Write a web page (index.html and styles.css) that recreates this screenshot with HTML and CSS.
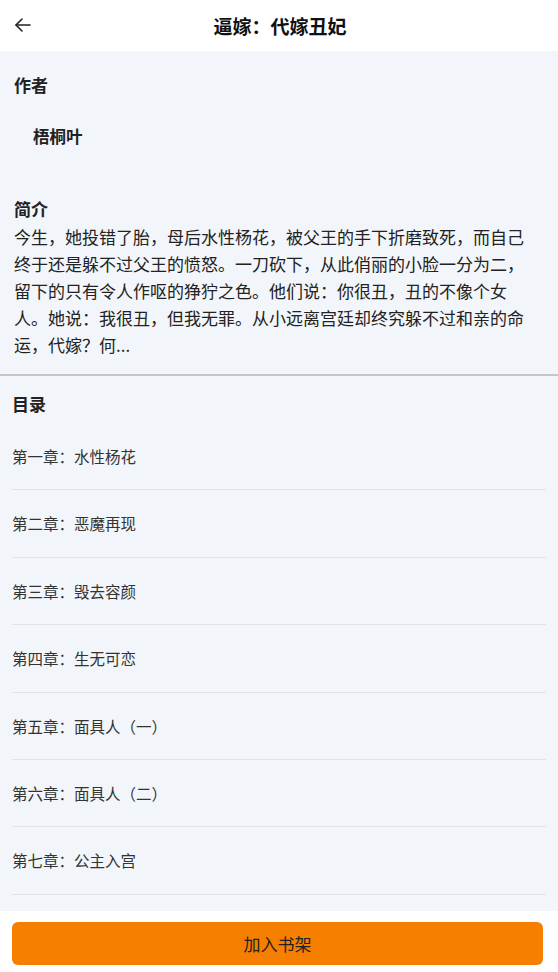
FILE: index.html
```html
<!DOCTYPE html>
<html lang="zh-CN">
<head>
    <meta charset="UTF-8">
    <meta name="viewport" content="width=device-width, initial-scale=1.0">
    <title>逼嫁：代嫁丑妃</title>
    <link rel="stylesheet" href="styles.css">
</head>
<body>
    <div class="page">
        <header class="top-bar">
            <a class="back-btn" href="#">
                <svg width="20" height="20" viewBox="0 0 20 20" fill="none" stroke="#222" stroke-width="1.6" stroke-linecap="round" stroke-linejoin="round">
                    <path d="M17 10H3"/>
                    <path d="M9 4L3 10L9 16"/>
                </svg>
            </a>
            <h1 class="book-title">逼嫁：代嫁丑妃</h1>
        </header>

        <main class="content">
            <section class="book-info">
                <h2 class="info-label">作者</h2>
                <p class="author-name">梧桐叶</p>
                <h2 class="info-label intro-label">简介</h2>
                <p class="intro-text">今生，她投错了胎，母后水性杨花，被父王的手下折磨致死，而自己终于还是躲不过父王的愤怒。一刀砍下，从此俏丽的小脸一分为二，留下的只有令人作呕的狰狞之色。他们说：你很丑，丑的不像个女人。她说：我很丑，但我无罪。从小远离宫廷却终究躲不过和亲的命运，代嫁？何...</p>
            </section>

            <section class="catalog">
                <h2 class="catalog-title">目录</h2>
                <ul class="chapter-list">
                    <li class="chapter">第一章：水性杨花</li>
                    <li class="chapter">第二章：恶魔再现</li>
                    <li class="chapter">第三章：毁去容颜</li>
                    <li class="chapter">第四章：生无可恋</li>
                    <li class="chapter">第五章：面具人（一）</li>
                    <li class="chapter">第六章：面具人（二）</li>
                    <li class="chapter">第七章：公主入宫</li>
                </ul>
            </section>
        </main>

        <footer class="bottom-bar">
            <button class="add-shelf">加入书架</button>
        </footer>
    </div>
</body>
</html>
```

FILE: styles.css
```css
/* Basic styling */
* {
    box-sizing: border-box;
}

body {
    margin: 0;
    padding: 0;
    font-family: "Noto Sans CJK SC", "Noto Sans", sans-serif;
    color: #222;
    background-color: #f2f5f9;
}

.page {
    display: flex;
    flex-direction: column;
    height: 100vh;
}

/* Top bar */
.top-bar {
    position: relative;
    height: 51px;
    background-color: #fff;
    display: flex;
    align-items: center;
    justify-content: center;
    flex-shrink: 0;
}

.back-btn {
    position: absolute;
    left: 13px;
    top: 15px;
    display: flex;
}

.book-title {
    margin: 0 0 0 2px;
    font-size: 19px;
    font-weight: bold;
    line-height: 28px;
    color: #111;
}

/* Scrolling content */
.content {
    flex: 1;
    overflow: hidden;
}

.book-info {
    padding: 21px 28px 16px 14px;
    border-bottom: 2px solid #c4c6c9;
}

.info-label {
    margin: 0;
    font-size: 17px;
    font-weight: bold;
    line-height: 26px;
}

.author-name {
    margin: 25px 0 0 19px;
    font-size: 16.5px;
    font-weight: bold;
    line-height: 26px;
}

.intro-label {
    margin-top: 47px;
}

.intro-text {
    margin: 1px 0 0;
    font-size: 17px;
    line-height: 27px;
}

/* Catalog */
.catalog {
    padding: 15px 12px 0 12px;
}

.catalog-title {
    margin: 0 0 6px;
    font-size: 17px;
    font-weight: bold;
    line-height: 26px;
}

.chapter-list {
    list-style: none;
    margin: 0;
    padding: 0;
}

.chapter {
    padding: 22px 0 21.4px;
    font-size: 15.5px;
    line-height: 23px;
    color: #333;
    border-bottom: 1.5px solid #dfe2e6;
}

/* Bottom bar */
.bottom-bar {
    flex-shrink: 0;
    background-color: #fff;
    padding: 11px 15px 7px 12px;
}

.add-shelf {
    display: block;
    width: 100%;
    height: 43px;
    border: none;
    border-radius: 6px;
    background-color: #f77f00;
    color: #222;
    font-family: "Noto Sans CJK SC", "Noto Sans", sans-serif;
    font-size: 17px;
    cursor: pointer;
}
```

WHAT YOU ARE ASKED TO DO - Leave the images out, please, and restate each line word for word.

REPLY TO THE TASK -
Write a web page (index.html and styles.css) that recreates this screenshot with HTML and CSS.
FILE: index.html
```html
<!DOCTYPE html>
<html lang="zh-CN">
<head>
    <meta charset="UTF-8">
    <meta name="viewport" content="width=device-width, initial-scale=1.0">
    <title>逼嫁：代嫁丑妃</title>
    <link rel="stylesheet" href="styles.css">
</head>
<body>
    <div class="page">
        <header class="top-bar">
            <a class="back-btn" href="#">
                <svg width="20" height="20" viewBox="0 0 20 20" fill="none" stroke="#222" stroke-width="1.6" stroke-linecap="round" stroke-linejoin="round">
                    <path d="M17 10H3"/>
                    <path d="M9 4L3 10L9 16"/>
                </svg>
            </a>
            <h1 class="book-title">逼嫁：代嫁丑妃</h1>
        </header>

        <main class="content">
            <section class="book-info">
                <h2 class="info-label">作者</h2>
                <p class="author-name">梧桐叶</p>
                <h2 class="info-label intro-label">简介</h2>
                <p class="intro-text">今生，她投错了胎，母后水性杨花，被父王的手下折磨致死，而自己终于还是躲不过父王的愤怒。一刀砍下，从此俏丽的小脸一分为二，留下的只有令人作呕的狰狞之色。他们说：你很丑，丑的不像个女人。她说：我很丑，但我无罪。从小远离宫廷却终究躲不过和亲的命运，代嫁？何...</p>
            </section>

            <section class="catalog">
                <h2 class="catalog-title">目录</h2>
                <ul class="chapter-list">
                    <li class="chapter">第一章：水性杨花</li>
                    <li class="chapter">第二章：恶魔再现</li>
                    <li class="chapter">第三章：毁去容颜</li>
                    <li class="chapter">第四章：生无可恋</li>
                    <li class="chapter">第五章：面具人（一）</li>
                    <li class="chapter">第六章：面具人（二）</li>
                    <li class="chapter">第七章：公主入宫</li>
                </ul>
            </section>
        </main>

        <footer class="bottom-bar">
            <button class="add-shelf">加入书架</button>
        </footer>
    </div>
</body>
</html>
```

FILE: styles.css
```css
/* Basic styling */
* {
    box-sizing: border-box;
}

body {
    margin: 0;
    padding: 0;
    font-family: "Noto Sans CJK SC", "Noto Sans", sans-serif;
    color: #222;
    background-color: #f2f5f9;
}

.page {
    display: flex;
    flex-direction: column;
    height: 100vh;
}

/* Top bar */
.top-bar {
    position: relative;
    height: 51px;
    background-color: #fff;
    display: flex;
    align-items: center;
    justify-content: center;
    flex-shrink: 0;
}

.back-btn {
    position: absolute;
    left: 13px;
    top: 15px;
    display: flex;
}

.book-title {
    margin: 0 0 0 2px;
    font-size: 19px;
    font-weight: bold;
    line-height: 28px;
    color: #111;
}

/* Scrolling content */
.content {
    flex: 1;
    overflow: hidden;
}

.book-info {
    padding: 21px 28px 16px 14px;
    border-bottom: 2px solid #c4c6c9;
}

.info-label {
    margin: 0;
    font-size: 17px;
    font-weight: bold;
    line-height: 26px;
}

.author-name {
    margin: 25px 0 0 19px;
    font-size: 16.5px;
    font-weight: bold;
    line-height: 26px;
}

.intro-label {
    margin-top: 47px;
}

.intro-text {
    margin: 1px 0 0;
    font-size: 17px;
    line-height: 27px;
}

/* Catalog */
.catalog {
    padding: 15px 12px 0 12px;
}

.catalog-title {
    margin: 0 0 6px;
    font-size: 17px;
    font-weight: bold;
    line-height: 26px;
}

.chapter-list {
    list-style: none;
    margin: 0;
    padding: 0;
}

.chapter {
    padding: 22px 0 21.4px;
    font-size: 15.5px;
    line-height: 23px;
    color: #333;
    border-bottom: 1.5px solid #dfe2e6;
}

/* Bottom bar */
.bottom-bar {
    flex-shrink: 0;
    background-color: #fff;
    padding: 11px 15px 7px 12px;
}

.add-shelf {
    display: block;
    width: 100%;
    height: 43px;
    border: none;
    border-radius: 6px;
    background-color: #f77f00;
    color: #222;
    font-family: "Noto Sans CJK SC", "Noto Sans", sans-serif;
    font-size: 17px;
    cursor: pointer;
}
```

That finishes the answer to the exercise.